A lo peor, si las pensiones se ajustan en menor grado a la inflación que las demás percepciones de las familias, se consigue el efecto indeseado de condenar a los viejos a vivir en soledad, con lo que probablemente se aumentaría el gasto sanitario.

Por otra parte, no conviene creer que necesariamente se llegará a mejores resultados por la vía de singularizar un índice de precios para cada colectivo social.

En contra de lo que pueda creerse de manera intuitiva, esto no siempre tiene lugar. Este es el caso que pone de manifiesto un estudio referido a Canadá (Frank T. Denton y Byron G. Spencer How Well Does the CPI serve as an Index of Inflation for Older Age Groups?, Iesop Resarch Paper Nº 16, junio 1997, McMaster University), en el que los autores concluyen que, si el índice de precios al consumo canadiense es un buen indicador de la inflación para la familia media, lo es también para las familias de los viejos, las de bajo nivel de renta y para las que tienen componentes demográficos dispares.

Posiblemente más relevante que el diseño de índices para colectivos sociales específicos sea la adecuación del índice general a los cambios efectivos en el consumo general derivados de modificaciones en las preferencias de consumo de las familias, los cambios en los productos disponibles en el mercado y la alteración de sus calidades.

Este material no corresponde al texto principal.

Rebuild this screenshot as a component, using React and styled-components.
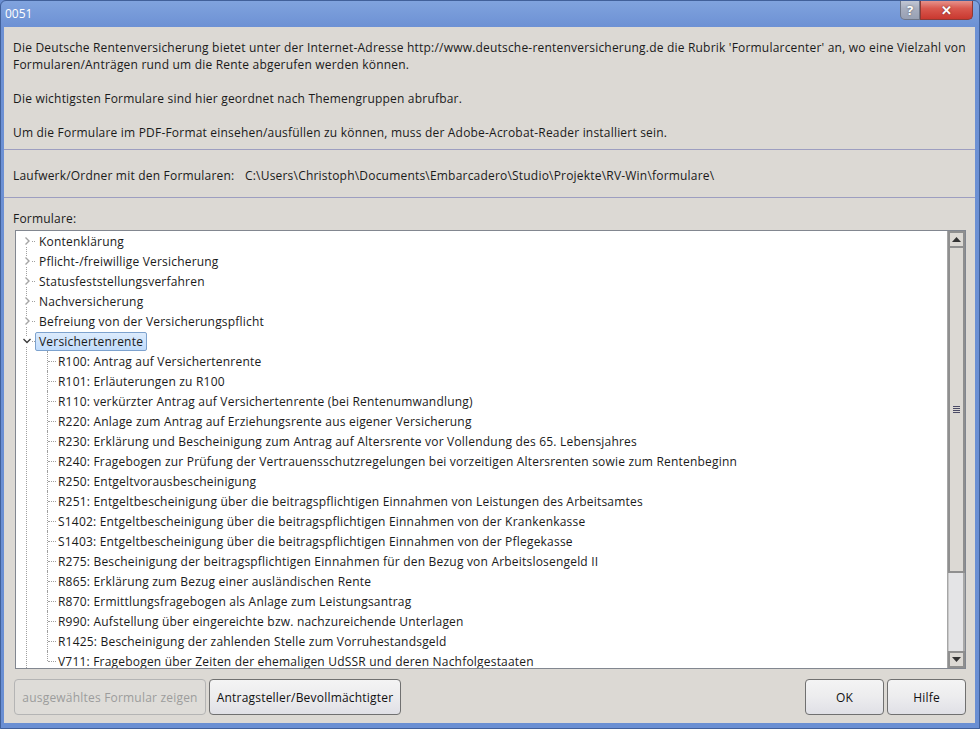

La idea de un IPC especial para los pensionistas parece que se inspira en la frase "a cada cual según sus necesidades"; pero querer convertir esa idea en norma legal puede provocar que los afectados recuerden que la frase tiene una segunda parte ("y de cada cual según sus capacidades") que no es fácil llevar a la práctica. Quizá sea menos complicado aceptar que la revisión de las pensiones, según el IPC, es una manera más de instrumentar el pacto intergeneracional de distribución de renta. Y de camino pensar que mientras sigamos utilizando un único índice de precios al consumo estamos facilitando la vida a los responsables de la política monetaria.